Isle Royale National Park Fees and Permits 2022

Isle Royale National Park charges an entrance fee ($7 per person per day) for all visitors aged 16 and older. The Federal Recreation Pass as well as a park-specific Isle Royale Season Pass are also accepted. Beginning in 2022, all Isle Royale fees and permits must be paid by credit card. Overnight visitors require a camping permit. Groups of 6 or fewer may obtain a free permit in person at the park’s ranger stations in Windigo or Rock Harbor or aboard the Ranger III ferry. Campsites are available on a first come, first served basis except for parties of 7 or more, which must reserve group sites in advance for a flat fee of $25. 
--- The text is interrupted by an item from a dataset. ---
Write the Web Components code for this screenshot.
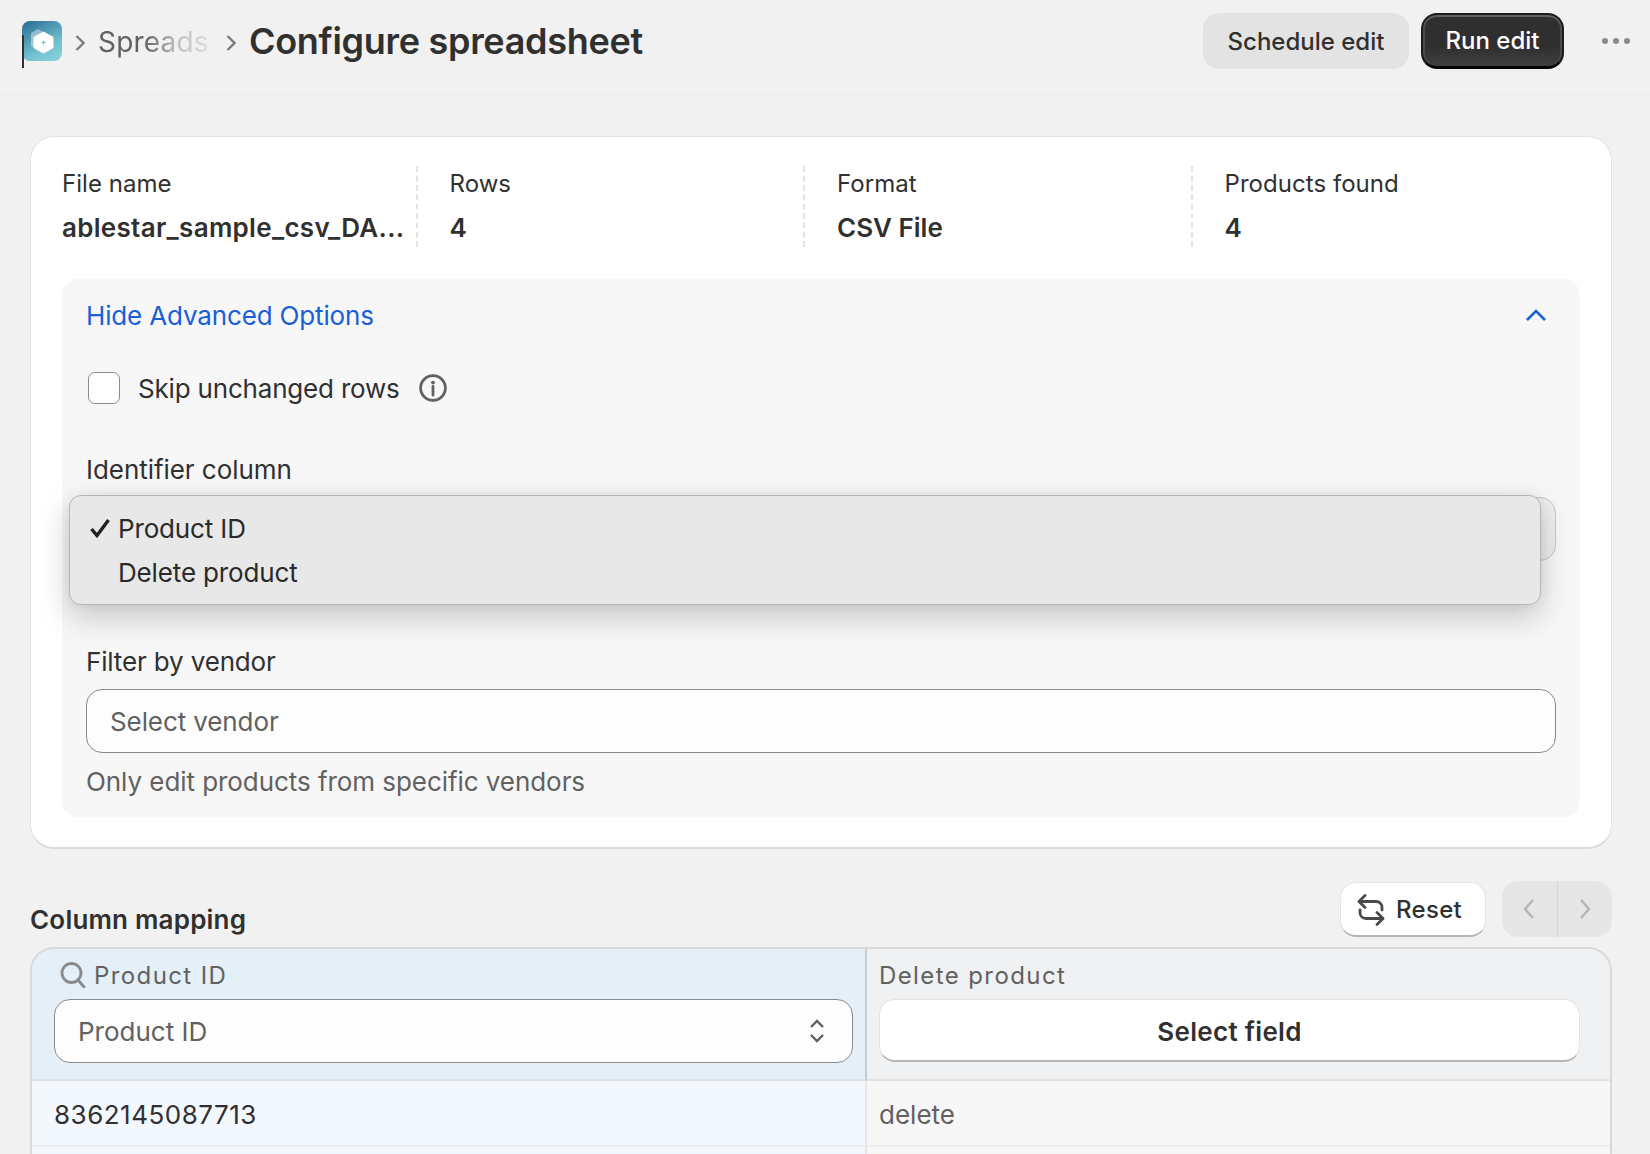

Access to Isle Royale National Park is via ferry, seaplane or private boat from Michigan or Minnesota. Make reservations in advance. 

Pack of Gray Wolves
Pack of Gray Wolves (Photo: Naturfoto Honal/Corbis Documentary via Getty Images)

Staying Safe Around Moose and Wolves in Isle Royale

While spotting moose and wolves can be the highlight of an Isle Royale visit, hikers also need to take some precautions to stay safe around these large mammals. Moose are most dangerous when cows are raising calves during the spring and bulls are rutting in the fall; give them extra space during these times. If you come on a moose unexpectedly, back away slowly and get behind a tree or a rock where you’re out of sight. Give them a wide berth, especially if they’re showing signs of aggression (ears going back, looking directly at you, hair on the neck standing up). To avoid a negative encounter with wolves, leave any area where you find a carcass, and give any wolves plenty of space. If you’re within 25 feet of a wolf and it doesn’t leave, back away slowly–don’t run. Stow food safely away from camp, and dispose of any fish remains (if fishing while in the park) at least 200 feet from your campsite.